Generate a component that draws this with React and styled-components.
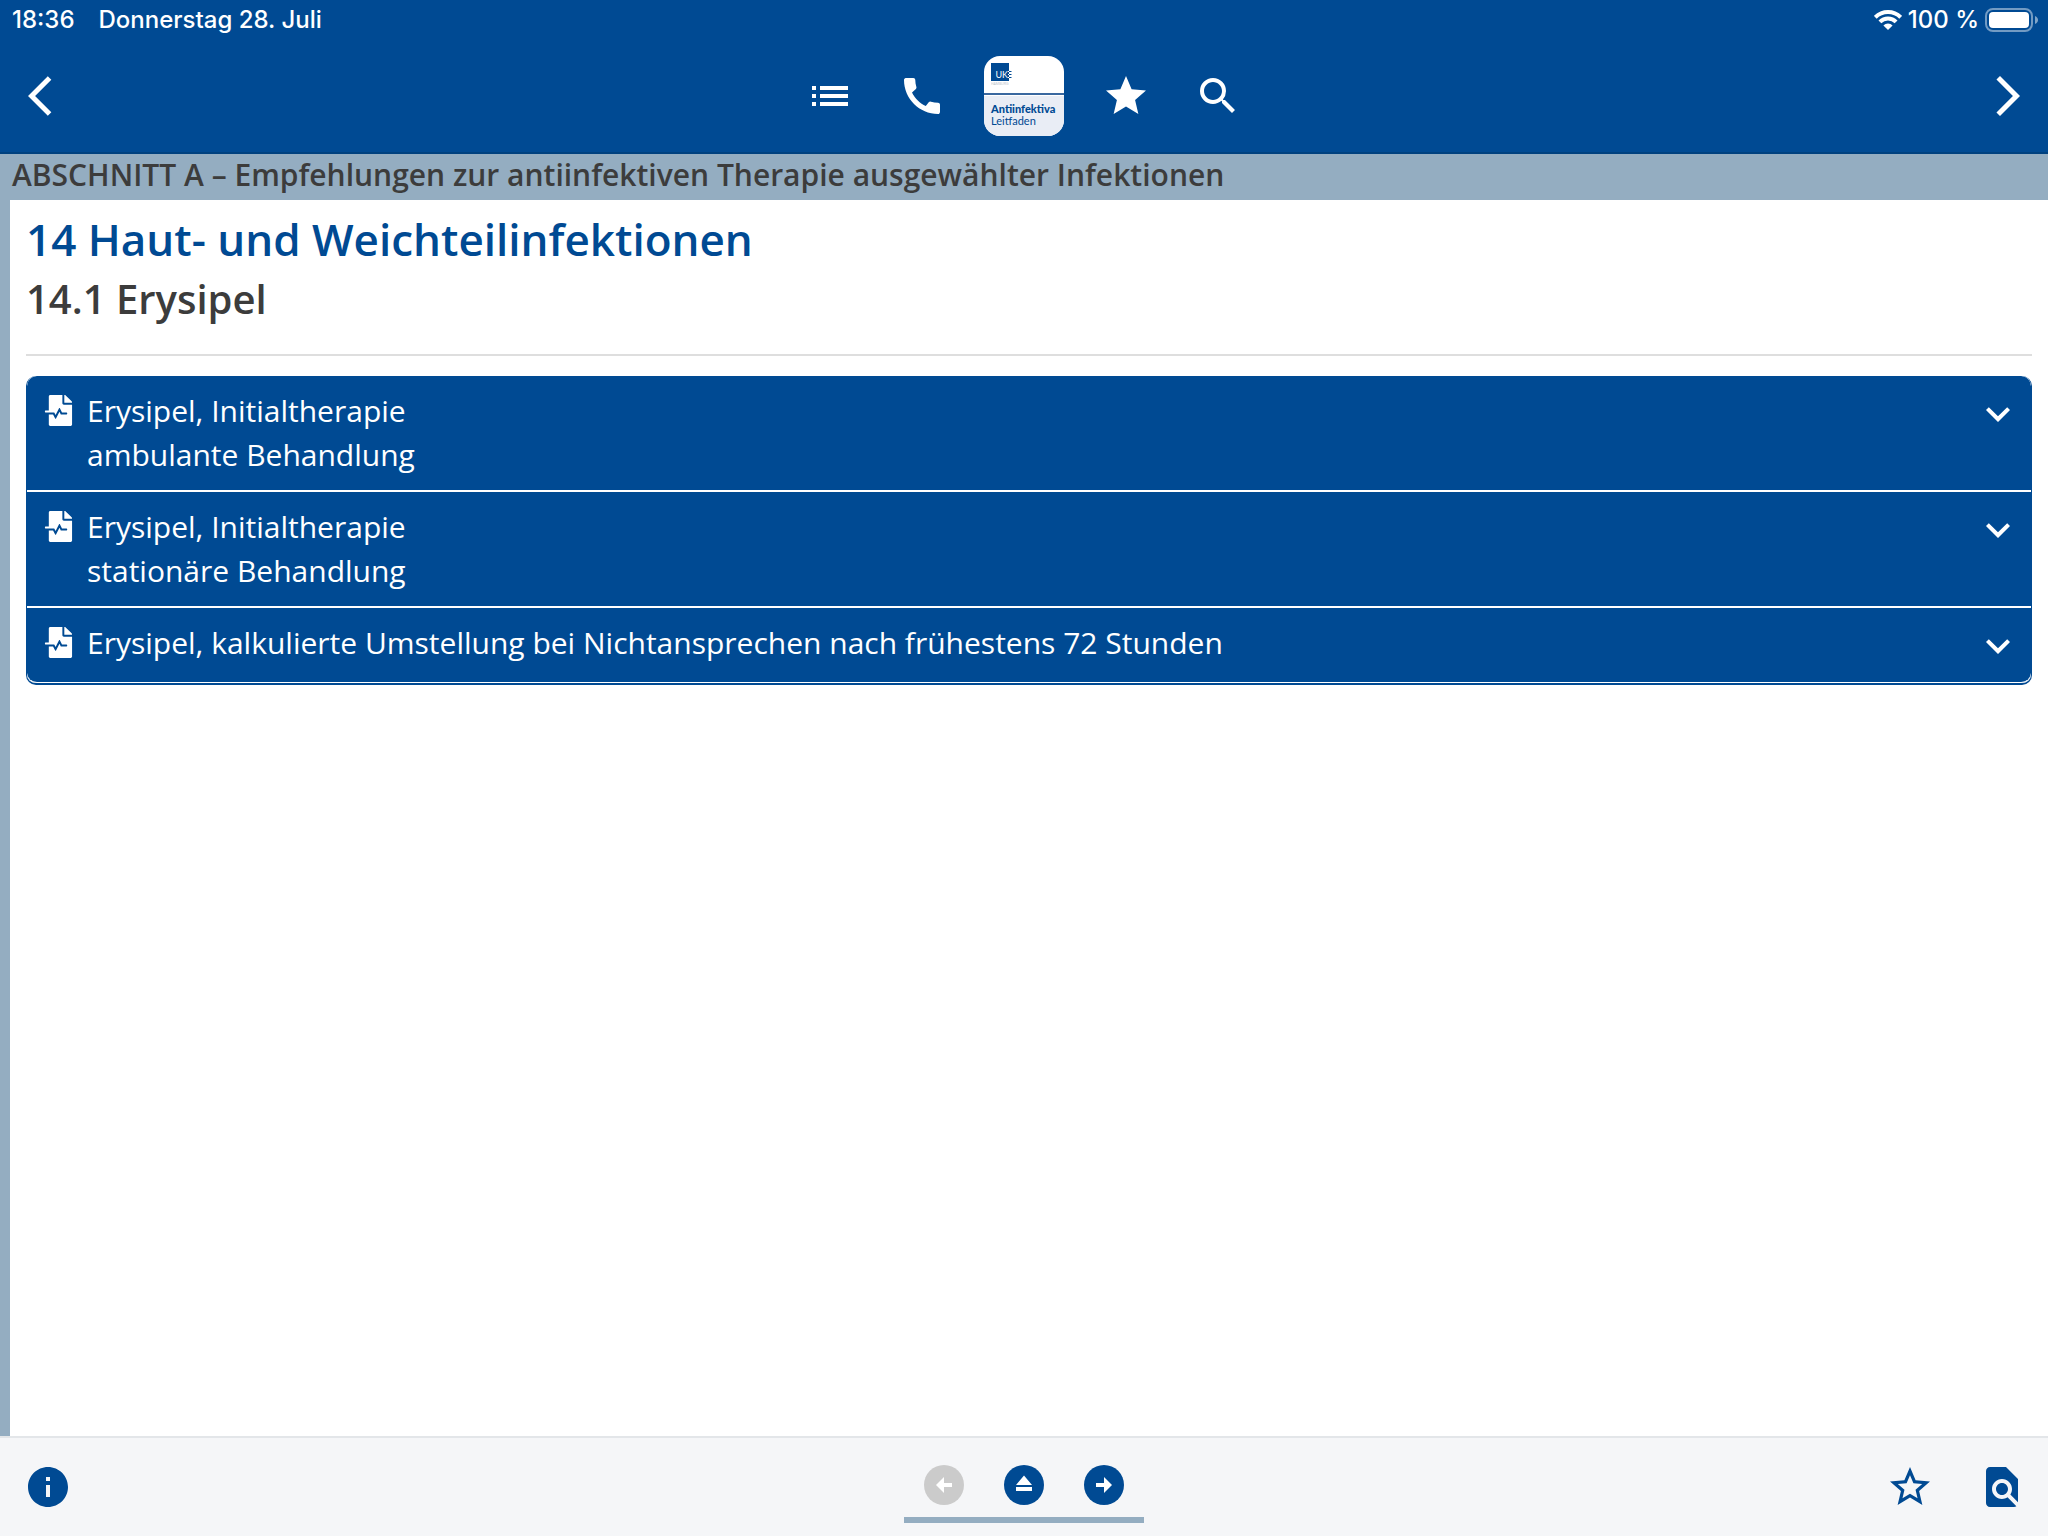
import styled, {createGlobalStyle} from "styled-components";
import {useState} from "react";
import {MdCall, MdExpandMore, MdFindInPage, MdInfo, MdList, MdSearch, MdStar, MdStarBorder} from "react-icons/md";
import {FaFileMedicalAlt} from "react-icons/fa";

const BLUE = '#004a93';
const STEEL = '#94adc1';

const GlobalStyle = createGlobalStyle`
    * {
        box-sizing: border-box;
    }

    body {
        margin: 0;
        background: #fff;
        font-family: "Open Sans", "Noto Sans", sans-serif;
        color: #3c3c3c;
    }

    button {
        margin: 0;
        padding: 0;
        border: none;
        background: none;
        color: inherit;
        font: inherit;
        cursor: pointer;
    }

    svg {
        display: block;
        flex: none;
    }
`;

const Page = styled.div`
    min-height: 100vh;
    display: flex;
    flex-direction: column;
`;

const Header = styled.header`
    background: ${BLUE};
    color: #fff;
    border-bottom: 2px solid #00417f;
`;

const StatusBar = styled.div`
    height: 40px;
    padding: 0 10px 0 12px;
    display: flex;
    align-items: center;
    justify-content: space-between;
    font-family: Inter, "Liberation Sans", sans-serif;
    font-size: 24px;
    font-weight: 500;
`;

const StatusGroup = styled.div`
    display: flex;
    align-items: center;
    gap: ${({$gap}) => $gap}px;
`;

const StatusText = styled.span`
    padding-bottom: 2px;
`;

const NavBar = styled.nav`
    height: 112px;
    padding: 0 16px 0 28px;
    display: grid;
    grid-template-columns: 1fr auto 1fr;
    align-items: center;
`;

const NavCenter = styled.div`
    display: flex;
    align-items: center;
    margin-right: 12px;
`;

const IconButton = styled.button`
    width: ${({$width = 92}) => $width}px;
    height: 92px;
    display: flex;
    align-items: center;
    justify-content: center;
    justify-self: ${({$side = 'auto'}) => $side};
    font-size: 48px;
`;

const LogoTile = styled.div`
    width: 80px;
    height: 80px;
    border-radius: 16px;
    overflow: hidden;
    background: #fff;
    color: ${BLUE};
    display: flex;
    flex-direction: column;
    text-align: left;
`;

const LogoTop = styled.div`
    height: 39px;
    padding: 7px;
    border-bottom: 2px solid #3a689f;
`;

const LogoBottom = styled.div`
    flex: 1;
    margin-top: 1px;
    padding: 7px 0 0 7px;
    background: #e9edf5;
    font-family: Lato, sans-serif;
    font-size: 11px;
    line-height: 12px;
    white-space: nowrap;
`;

const LogoName = styled.b`
    font-weight: 900;
`;

const SectionBar = styled.div`
    padding: 1px 12px 5px;
    background: ${STEEL};
    font-size: 30px;
    font-weight: 600;
    line-height: 40px;
`;

const Content = styled.main`
    flex: 1;
    padding: 9px 16px 20px;
    border-left: 10px solid ${STEEL};
`;

const ChapterTitle = styled.h1`
    margin: 0;
    color: ${BLUE};
    font-size: 44px;
    font-weight: 600;
    line-height: 60px;
`;

const SubTitle = styled.h2`
    margin: 0;
    font-size: 40px;
    font-weight: 600;
    line-height: 60px;
`;

const Divider = styled.hr`
    margin: 25px 0 20px;
    border: none;
    border-top: 2px solid #dedede;
`;

const Accordion = styled.div`
    border: solid ${BLUE};
    border-width: 0 1px 2px;
    border-radius: 10px;
    overflow: hidden;
    background: #fff;
    display: flex;
    flex-direction: column;
    gap: 2px;
`;

const AccordionItem = styled.button`
    width: 100%;
    padding: 13px 9px 13px 16px;
    display: flex;
    align-items: flex-start;
    background: ${BLUE};
    color: #fff;
    font-size: 30px;
    line-height: 44px;
    text-align: left;

    &:first-child {
        border-radius: 10px 10px 0 0;
    }

    &:last-child {
        padding-bottom: 17px;
        border-bottom: 1px solid #fff;
        border-radius: 0 0 10px 10px;
    }
`;

const ItemIcon = styled.span`
    width: 44px;
    padding-top: 6px;
    font-size: 31px;
`;

const ItemText = styled.span`
    flex: 1;
    white-space: pre-line;
`;

const ItemChevron = styled.span`
    height: 44px;
    padding-top: 1px;
    font-size: 48px;
`;

const Footer = styled.footer`
    height: 100px;
    display: grid;
    grid-template-columns: 1fr auto 1fr;
    border-top: 2px solid #e3e6e9;
    background: #f5f6f8;
    color: ${BLUE};
`;

const FooterSide = styled.div`
    display: flex;
    align-items: center;
    justify-content: ${({$end}) => $end ? 'flex-end' : 'flex-start'};
    padding-left: 2px;
`;

const Pager = styled.div`
    display: flex;
    justify-content: center;
    align-self: end;
    width: 240px;
    height: 70px;
    margin-bottom: 13px;
    padding-bottom: 12px;
    border-bottom: 6px solid ${STEEL};
`;

const PagerButton = styled.button`
    width: 80px;
    display: flex;
    justify-content: center;
    align-items: flex-end;
    color: ${BLUE};

    &:disabled {
        color: #cbcbcb;
        cursor: default;
    }
`;

const Wifi = () => (
    <svg width="28" height="20" viewBox="0 0 28 20" fill="none" stroke="#fff" strokeWidth="4">
        <path d="M1.3 7.3a18 18 0 0 1 25.4 0"/>
        <path d="M5.9 11.9a11.5 11.5 0 0 1 16.2 0"/>
        <path d="M14 20l-4.6-4.6a6.5 6.5 0 0 1 9.2 0z" fill="#fff" stroke="none"/>
    </svg>
);

const Battery = () => (
    <svg width="53" height="24" viewBox="0 0 53 24" fill="#fff">
        <rect x="1" y="1" width="46" height="22" rx="7" fill="none" stroke="#fff" strokeOpacity=".45" strokeWidth="2"/>
        <rect x="4" y="4" width="40" height="16" rx="4"/>
        <path d="M50 8c4 1.500 4 6.500 0 8z" fillOpacity=".5"/>
    </svg>
);

const ArrowIos = ({d}) => (
    <svg width="48" height="48" viewBox="0 0 24 24" fill="currentColor">
        <path d={d}/>
    </svg>
);

const UkeMark = () => (
    <svg width="22" height="24" viewBox="0 0 22 24">
        <rect width="18" height="18" fill={BLUE}/>
        <text x="4.500" y="15" fill="#fff" fontFamily="Lato, sans-serif" fontSize="9">UK</text>
        <path d="M17 8.500h1M17 11.500h1M17 14.500h1" stroke="#fff"/>
        <path d="M18 8.500h2.500M18 11.500h2.500M18 14.500h2.500" stroke={BLUE}/>
        <text x="0" y="22" fill="#b5bcc6" fontFamily="Open Sans, sans-serif" fontSize="3.500">HAMBURG</text>
    </svg>
);

const CircleIcon = ({d}) => (
    <svg width="40" height="40" viewBox="0 0 40 40">
        <circle cx="20" cy="20" r="20" fill="currentColor"/>
        <path d={d} fill="#fff"/>
    </svg>
);

const items = [
    {id: 1, text: 'Erysipel, Initialtherapie\nambulante Behandlung'},
    {id: 2, text: 'Erysipel, Initialtherapie\nstationäre Behandlung'},
    {id: 3, text: 'Erysipel, kalkulierte Umstellung bei Nichtansprechen nach frühestens 72 Stunden'},
];

const App = () => {

    const [openItem, setOpenItem] = useState(null);

    return (
        <Page>
            <GlobalStyle/>
            <Header>
                <StatusBar>
                    <StatusGroup $gap={24}>
                        <StatusText>18:36</StatusText>
                        <StatusText>Donnerstag 28. Juli</StatusText>
                    </StatusGroup>
                    <StatusGroup $gap={6}>
                        <Wifi/>
                        <StatusText>100 %</StatusText>
                        <Battery/>
                    </StatusGroup>
                </StatusBar>
                <NavBar>
                    <IconButton $width={48} aria-label="Zurück">
                        <ArrowIos d="M11.670 3.870L9.900 2.100 0 12l9.900 9.900 1.770-1.770L3.540 12z"/>
                    </IconButton>
                    <NavCenter>
                        <IconButton aria-label="Inhalt"><MdList/></IconButton>
                        <IconButton aria-label="Kontakte"><MdCall/></IconButton>
                        <IconButton $width={112} aria-label="Startseite">
                            <LogoTile>
                                <LogoTop><UkeMark/></LogoTop>
                                <LogoBottom>
                                    <LogoName>Antiinfektiva</LogoName><br/>
                                    Leitfaden
                                </LogoBottom>
                            </LogoTile>
                        </IconButton>
                        <IconButton aria-label="Favoriten"><MdStar/></IconButton>
                        <IconButton aria-label="Suche"><MdSearch/></IconButton>
                    </NavCenter>
                    <IconButton $width={48} $side="end" aria-label="Weiter">
                        <ArrowIos d="M6.230 20.230L8 22l10-10L8 2 6.230 3.770 14.460 12z"/>
                    </IconButton>
                </NavBar>
            </Header>
            <SectionBar>ABSCHNITT A – Empfehlungen zur antiinfektiven Therapie ausgewählter Infektionen</SectionBar>
            <Content>
                <ChapterTitle>14 Haut- und Weichteilinfektionen</ChapterTitle>
                <SubTitle>14.1 Erysipel</SubTitle>
                <Divider/>
                <Accordion>
                    {
                        items.map(({id, text}) => (
                            <AccordionItem
                                key={id}
                                aria-expanded={openItem === id}
                                onClick={() => setOpenItem(openItem === id ? null : id)}
                            >
                                <ItemIcon><FaFileMedicalAlt/></ItemIcon>
                                <ItemText>{text}</ItemText>
                                <ItemChevron><MdExpandMore/></ItemChevron>
                            </AccordionItem>
                        ))
                    }
                </Accordion>
            </Content>
            <Footer>
                <FooterSide>
                    <IconButton aria-label="Info"><MdInfo/></IconButton>
                </FooterSide>
                <Pager>
                    <PagerButton disabled aria-label="Vorherige Seite">
                        <CircleIcon d="M12 20l8-8v6h8v4h-8v6z"/>
                    </PagerButton>
                    <PagerButton aria-label="Nach oben">
                        <CircleIcon d="M20 10.500l8 9.500H12zM12 22h16v4H12z"/>
                    </PagerButton>
                    <PagerButton aria-label="Nächste Seite">
                        <CircleIcon d="M28 20l-8-8v6h-8v4h8v6z"/>
                    </PagerButton>
                </Pager>
                <FooterSide $end>
                    <IconButton aria-label="Favorit"><MdStarBorder/></IconButton>
                    <IconButton aria-label="Auf der Seite suchen"><MdFindInPage/></IconButton>
                </FooterSide>
            </Footer>
        </Page>
    )
}

export default App;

---

Exercise description: Give the count of lines holding the word "components", with no other words.

Exercise answer: 2